---- EXTRACTED DATA

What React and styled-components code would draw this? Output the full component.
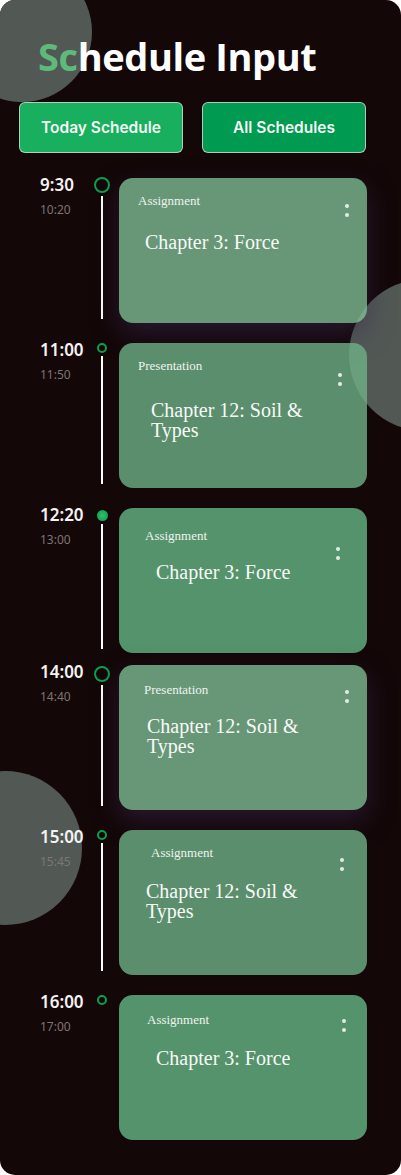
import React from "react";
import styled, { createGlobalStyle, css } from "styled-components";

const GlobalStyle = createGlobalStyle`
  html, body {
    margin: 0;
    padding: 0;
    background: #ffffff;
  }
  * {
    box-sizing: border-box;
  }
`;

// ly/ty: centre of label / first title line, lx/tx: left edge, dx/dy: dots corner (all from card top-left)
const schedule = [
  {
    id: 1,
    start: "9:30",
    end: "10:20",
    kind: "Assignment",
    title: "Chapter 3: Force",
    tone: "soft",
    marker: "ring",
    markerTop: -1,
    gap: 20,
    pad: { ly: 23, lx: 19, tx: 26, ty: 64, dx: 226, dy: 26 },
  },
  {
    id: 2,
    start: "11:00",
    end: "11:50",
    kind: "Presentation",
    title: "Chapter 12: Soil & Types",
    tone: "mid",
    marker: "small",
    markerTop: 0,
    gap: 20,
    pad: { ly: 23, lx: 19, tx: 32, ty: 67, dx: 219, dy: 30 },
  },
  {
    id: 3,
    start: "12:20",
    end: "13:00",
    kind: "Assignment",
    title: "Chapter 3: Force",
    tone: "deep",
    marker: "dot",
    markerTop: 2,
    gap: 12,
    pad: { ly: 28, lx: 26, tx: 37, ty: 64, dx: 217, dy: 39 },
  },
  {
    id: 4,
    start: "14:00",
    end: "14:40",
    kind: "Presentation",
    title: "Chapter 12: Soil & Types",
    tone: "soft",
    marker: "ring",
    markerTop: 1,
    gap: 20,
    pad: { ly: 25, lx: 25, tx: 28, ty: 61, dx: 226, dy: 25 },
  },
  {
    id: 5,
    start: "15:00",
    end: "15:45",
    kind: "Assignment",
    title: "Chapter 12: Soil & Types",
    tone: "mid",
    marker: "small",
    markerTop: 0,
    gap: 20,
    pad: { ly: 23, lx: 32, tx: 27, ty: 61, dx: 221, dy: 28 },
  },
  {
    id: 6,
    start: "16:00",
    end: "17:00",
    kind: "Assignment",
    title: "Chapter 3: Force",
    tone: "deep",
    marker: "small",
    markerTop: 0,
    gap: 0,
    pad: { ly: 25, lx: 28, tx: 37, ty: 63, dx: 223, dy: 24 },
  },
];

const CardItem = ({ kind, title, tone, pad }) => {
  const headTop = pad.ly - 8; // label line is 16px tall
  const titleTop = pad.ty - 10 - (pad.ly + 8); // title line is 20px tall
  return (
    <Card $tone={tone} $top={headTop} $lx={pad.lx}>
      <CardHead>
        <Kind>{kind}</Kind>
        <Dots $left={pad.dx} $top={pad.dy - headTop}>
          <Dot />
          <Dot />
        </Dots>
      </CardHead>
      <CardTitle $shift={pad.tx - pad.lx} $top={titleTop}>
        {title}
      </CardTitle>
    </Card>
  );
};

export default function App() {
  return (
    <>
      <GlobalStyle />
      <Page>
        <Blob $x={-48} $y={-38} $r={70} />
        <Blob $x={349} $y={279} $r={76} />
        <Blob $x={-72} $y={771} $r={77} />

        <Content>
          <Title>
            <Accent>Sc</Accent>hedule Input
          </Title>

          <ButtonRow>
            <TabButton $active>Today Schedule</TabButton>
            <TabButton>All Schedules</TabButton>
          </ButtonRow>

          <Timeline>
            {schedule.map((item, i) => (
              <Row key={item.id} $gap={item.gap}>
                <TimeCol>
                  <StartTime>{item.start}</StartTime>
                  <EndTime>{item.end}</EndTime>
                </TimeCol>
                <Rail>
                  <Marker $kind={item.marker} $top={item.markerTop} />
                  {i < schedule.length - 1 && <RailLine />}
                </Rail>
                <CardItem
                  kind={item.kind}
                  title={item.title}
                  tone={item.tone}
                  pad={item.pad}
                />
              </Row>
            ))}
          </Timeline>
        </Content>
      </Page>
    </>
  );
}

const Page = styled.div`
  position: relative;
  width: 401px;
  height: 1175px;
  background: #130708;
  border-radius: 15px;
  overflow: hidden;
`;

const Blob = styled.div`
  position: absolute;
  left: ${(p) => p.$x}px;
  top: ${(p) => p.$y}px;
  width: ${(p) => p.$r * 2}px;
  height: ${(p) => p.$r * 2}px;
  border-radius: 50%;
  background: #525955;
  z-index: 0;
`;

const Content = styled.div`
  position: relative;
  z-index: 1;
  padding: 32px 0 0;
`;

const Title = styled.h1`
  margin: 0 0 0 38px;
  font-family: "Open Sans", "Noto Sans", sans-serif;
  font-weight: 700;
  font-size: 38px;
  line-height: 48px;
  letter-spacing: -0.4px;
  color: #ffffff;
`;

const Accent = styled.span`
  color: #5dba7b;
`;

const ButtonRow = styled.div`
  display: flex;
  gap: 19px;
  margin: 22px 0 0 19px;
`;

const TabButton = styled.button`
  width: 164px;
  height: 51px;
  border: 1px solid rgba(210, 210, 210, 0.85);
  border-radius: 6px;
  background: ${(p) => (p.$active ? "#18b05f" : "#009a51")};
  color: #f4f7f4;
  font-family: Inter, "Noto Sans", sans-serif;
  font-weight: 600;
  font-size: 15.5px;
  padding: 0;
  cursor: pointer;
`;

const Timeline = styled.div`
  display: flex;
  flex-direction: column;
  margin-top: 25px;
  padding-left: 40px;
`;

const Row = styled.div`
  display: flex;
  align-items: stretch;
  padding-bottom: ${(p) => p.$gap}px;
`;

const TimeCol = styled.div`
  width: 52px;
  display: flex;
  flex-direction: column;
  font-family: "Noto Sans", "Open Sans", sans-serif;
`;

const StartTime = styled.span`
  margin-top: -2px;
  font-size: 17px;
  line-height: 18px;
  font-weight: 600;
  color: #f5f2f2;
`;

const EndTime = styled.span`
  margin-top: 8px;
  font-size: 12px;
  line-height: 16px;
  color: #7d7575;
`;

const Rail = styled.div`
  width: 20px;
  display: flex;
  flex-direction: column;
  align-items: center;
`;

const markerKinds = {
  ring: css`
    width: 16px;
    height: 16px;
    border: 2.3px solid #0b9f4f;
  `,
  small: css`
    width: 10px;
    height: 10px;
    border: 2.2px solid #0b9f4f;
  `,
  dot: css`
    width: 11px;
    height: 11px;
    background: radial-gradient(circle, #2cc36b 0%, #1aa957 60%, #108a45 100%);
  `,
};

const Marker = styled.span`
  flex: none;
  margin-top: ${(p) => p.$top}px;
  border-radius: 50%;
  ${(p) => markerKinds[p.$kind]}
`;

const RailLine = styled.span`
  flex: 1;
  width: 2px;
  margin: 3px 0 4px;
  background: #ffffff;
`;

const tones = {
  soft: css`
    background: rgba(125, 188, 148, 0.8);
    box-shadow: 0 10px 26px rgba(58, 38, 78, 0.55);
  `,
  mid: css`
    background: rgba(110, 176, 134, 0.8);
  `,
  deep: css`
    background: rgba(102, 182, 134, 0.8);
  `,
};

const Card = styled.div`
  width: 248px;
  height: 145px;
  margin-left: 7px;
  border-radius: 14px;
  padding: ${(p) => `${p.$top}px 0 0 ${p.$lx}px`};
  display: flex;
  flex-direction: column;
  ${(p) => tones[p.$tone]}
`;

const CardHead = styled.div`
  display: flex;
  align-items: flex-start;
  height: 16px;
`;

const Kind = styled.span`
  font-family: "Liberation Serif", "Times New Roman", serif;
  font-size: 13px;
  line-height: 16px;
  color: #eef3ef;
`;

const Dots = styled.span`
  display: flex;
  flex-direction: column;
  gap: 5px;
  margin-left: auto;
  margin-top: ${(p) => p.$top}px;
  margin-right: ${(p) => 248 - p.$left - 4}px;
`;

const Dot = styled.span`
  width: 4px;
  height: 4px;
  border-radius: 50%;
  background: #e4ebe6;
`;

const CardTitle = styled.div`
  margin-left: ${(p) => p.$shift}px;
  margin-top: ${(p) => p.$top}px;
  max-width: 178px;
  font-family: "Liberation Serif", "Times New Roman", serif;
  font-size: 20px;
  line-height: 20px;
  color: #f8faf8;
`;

--------
---- EXTRACTED DATA

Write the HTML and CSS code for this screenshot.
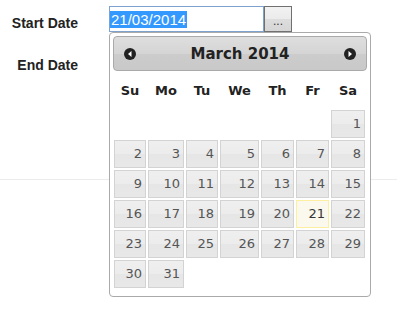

--------

### EXERCISE GOAL
Take every line containing the word "code" and copy it.

### SOLVED EXERCISE
What React and styled-components code would draw this? Output the full component.
Write the HTML and CSS code for this screenshot.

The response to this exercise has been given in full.